The price the Trust could receive upon the sale of any investment may differ from the Adviser's valuation of the investment, particularly for securities that are valued using a fair valuation technique. When fair valuation techniques are applied, the Adviser uses available information, including both observable and unobservable inputs and assumptions, to determine a methodology that will result in a valuation that the Adviser believes approximates market value. Trust securities that are fair valued may be subject to greater fluctuation in their value from one day to the next than would be the case if market quotations were used. Because of the inherent uncertainties of valuation, and the degree of subjectivity in such decisions, the Trust could realize a greater or lesser than expected gain or loss upon the sale of the investment.
B.
Investment Transactions and Investment Income - Investment transactions are accounted for on a trade date basis. Realized gains and losses from the sale or disposition of securities are computed on the specific identified cost basis. Interest income is recorded on an accrual basis from settlement date and includes coupon interest and amortization of premium and accretion of discount on debt securities as applicable. Pay-in-kind interest income and non-cash dividend income received in the form of securities in lieu of cash are recorded at the fair value of the securities received. Dividend income (net of withholding tax, if any) is recorded on the ex-dividend date. Realized gains, dividends and interest received by the Trust may give rise to withholding and other taxes imposed by foreign countries. Tax conventions between certain countries and the United States may reduce or eliminate such taxes.
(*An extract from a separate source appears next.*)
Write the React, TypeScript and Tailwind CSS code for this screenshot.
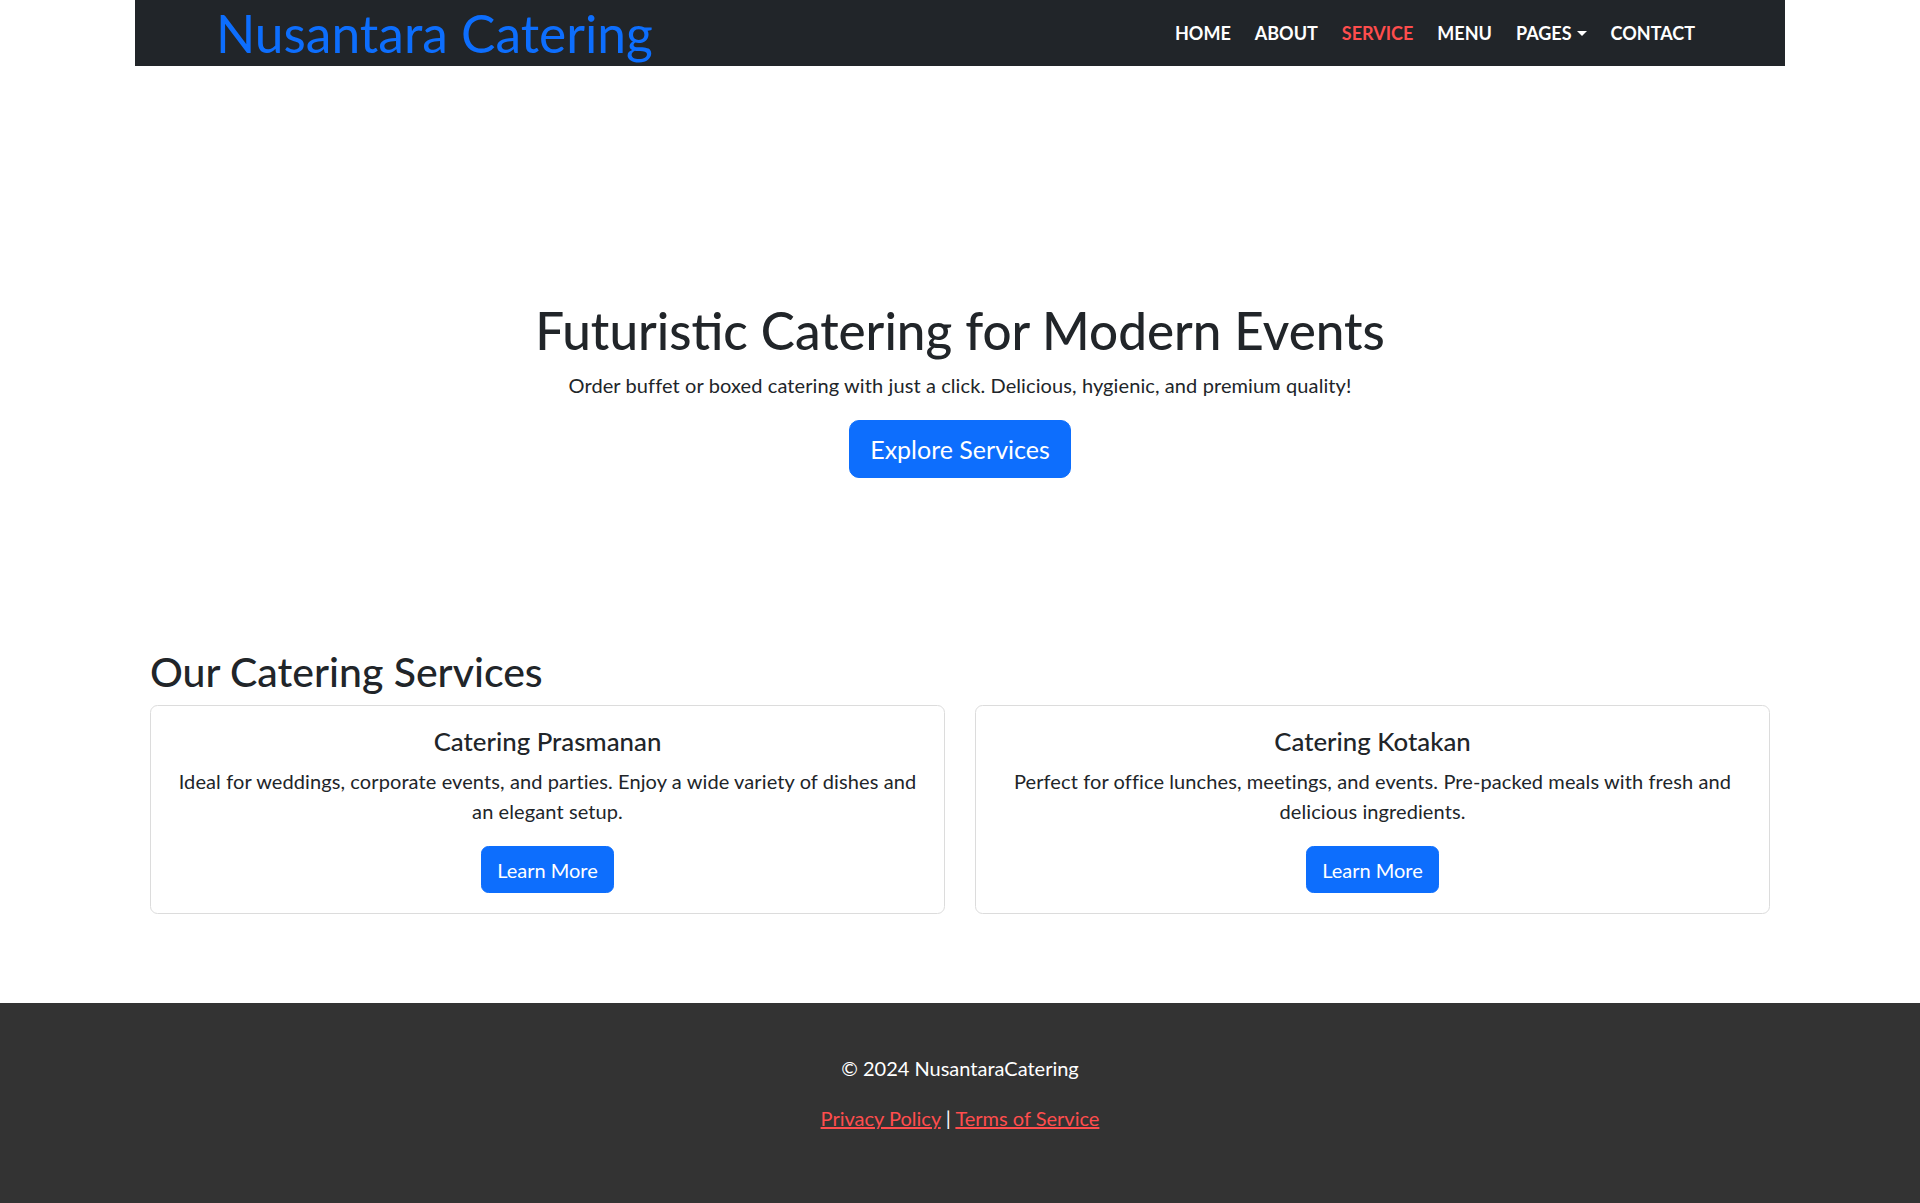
import React from "react";

const font = { fontFamily: "Lato, 'Open Sans', sans-serif" };

function Caret() {
  return (
    <span className="ml-[5px] inline-block align-[4px] border-x-[5px] border-t-[5px] border-x-transparent border-t-white" />
  );
}

function Card({ title, lines }: { title: string; lines: string[] }) {
  return (
    <div className="rounded-[7.5px] border border-[#dcdcdc] bg-white p-5 text-center">
      <h5 className="mb-[10px] text-[25.8px] font-medium leading-[30px] text-[#212529]">{title}</h5>
      <p className="mb-5 text-[20px] leading-[30px] tracking-[0.1px] text-[#212529]">
        {lines[0]}
        <br />
        {lines[1]}
      </p>
      <button className="rounded-[7.5px] border border-[#0d6efd] bg-[#0d6efd] px-[15px] py-[7.5px] text-[20px] leading-[30px] text-white">
        Learn More
      </button>
    </div>
  );
}

export default function App() {
  return (
    <div className="min-h-screen bg-white text-[#212529]" style={font}>
      <nav className="mx-[135px] flex h-[66px] items-center justify-between bg-[#212529] pl-[81px] pr-[90px]">
        <a className="text-[51.5px] leading-[60px] text-[#0d6efd]">Nusantara Catering</a>
        <ul className="flex items-center gap-[24px] text-[18px] font-bold uppercase text-white">
          <li>HOME</li>
          <li>ABOUT</li>
          <li className="text-[#ff4d4d]">SERVICE</li>
          <li>MENU</li>
          <li className="flex items-center">
            PAGES
            <Caret />
          </li>
          <li>CONTACT</li>
        </ul>
      </nav>

      <section className="pt-[234px] pb-[170px] text-center">
        <h1 className="mb-[10px] text-[51.2px] font-medium leading-[60px]">Futuristic Catering for Modern Events</h1>
        <p className="mb-5 text-[20px] leading-[30px] tracking-[0.1px]">
          Order buffet or boxed catering with just a click. Delicious, hygienic, and premium quality!
        </p>
        <button className="rounded-[10px] border border-[#0d6efd] bg-[#0d6efd] px-5 py-[10px] text-[25px] leading-[36px] text-white">
          Explore Services
        </button>
      </section>

      <section className="mx-[135px] px-[15px] pb-[89px]">
        <h2 className="mb-[9px] text-[41px] font-medium leading-[48px]">Our Catering Services</h2>
        <div className="grid grid-cols-2 gap-[30px]">
          <Card
            title="Catering Prasmanan"
            lines={[
              "Ideal for weddings, corporate events, and parties. Enjoy a wide variety of dishes and",
              "an elegant setup.",
            ]}
          />
          <Card
            title="Catering Kotakan"
            lines={[
              "Perfect for office lunches, meetings, and events. Pre-packed meals with fresh and",
              "delicious ingredients.",
            ]}
          />
        </div>
      </section>

      <footer className="bg-[#333333] py-[50px] text-center text-[20px] leading-[30px] text-white">
        <p className="mb-5">© 2024 NusantaraCatering</p>
        <p className="mb-5">
          <a className="text-[#ff4d4d] underline">Privacy Policy</a> |{" "}
          <a className="text-[#ff4d4d] underline">Terms of Service</a>
        </p>
      </footer>
    </div>
  );
}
The Trust may periodically participate in litigation related to the Trust's investments. As such, the Trust may receive proceeds from litigation settlements. Any proceeds received are included in the Statement of Operations as realized gain (loss) for investments no longer held and as unrealized gain (loss) for investments still held.
Brokerage commissions and mark ups are considered transaction costs and are recorded as an increase to the cost basis of securities purchased and/or a reduction of proceeds on a sale of securities. Such transaction costs are included in the determination of net realized and unrealized gain (loss) from investment securities reported in the Statement of Operations and the Statement of Changes in Net Assets and the net realized and unrealized gains (losses) on securities per share in the
10
Financial Highlights. Transaction costs are included in the calculation of the Trust's NAV and, accordingly, they reduce the Trust's total returns. These transaction costs are not considered operating expenses and are not reflected in net investment income reported in the Statement of Operations and the Statement of Changes in Net Assets, or the net investment income per share and the ratios of expenses and net investment income reported in the Financial Highlights, nor are they limited by any expense limitation arrangements between the Trust and the Adviser.
C.
Country Determination - For the purposes of presentation in the Schedule of Investments, the Adviser may determine the country in which an issuer is located and/or credit risk exposure based on various factors. These factors include whether the Underlying Index has made a country determination and may include the laws of the country under which the issuer is organized, where the issuer maintains a principal office, the country in which the issuer derives 50% or more of its total revenues, the country that has the primary market for the issuer's securities and its "country of risk" as determined by a third party service provider, as well as other criteria. Among the other criteria that may be evaluated for making this determination are the country in which the issuer maintains 50% or more of its assets, the type of security, financial guarantees and enhancements, the nature of the collateral and the sponsor organization. Country of issuer and/or credit risk exposure has been determined to be the United States of America, unless otherwise noted.
D.
Dividends and Distributions to Shareholders - The Trust declares and pays dividends from net investment income, if any, to its shareholders quarterly and records such dividends on the ex-dividend date. Generally, the Trust distributes net realized taxable capital gains, if any, annually in cash and records them on the ex-dividend date. Such distributions on a tax basis are determined in conformity with federal income tax regulations, which may differ from accounting principles generally accepted in the United States of America ("GAAP"). Distributions in excess of tax basis earnings and profits, if any, are reported in such Trust's financial statements as a tax return of capital at fiscal year-end.
E.
Federal Income Taxes - The Trust intends to comply with the provisions of the Internal Revenue Code of 1986, as amended (the "Internal Revenue Code"), applicable to regulated investment companies and to distribute substantially all of the Trust's taxable earnings to its shareholders. As such, the Trust will not be subject to federal income taxes on otherwise taxable income (including net realized gains) that is distributed to the shareholders. Therefore, no provision for federal income taxes is recorded in the financial statements.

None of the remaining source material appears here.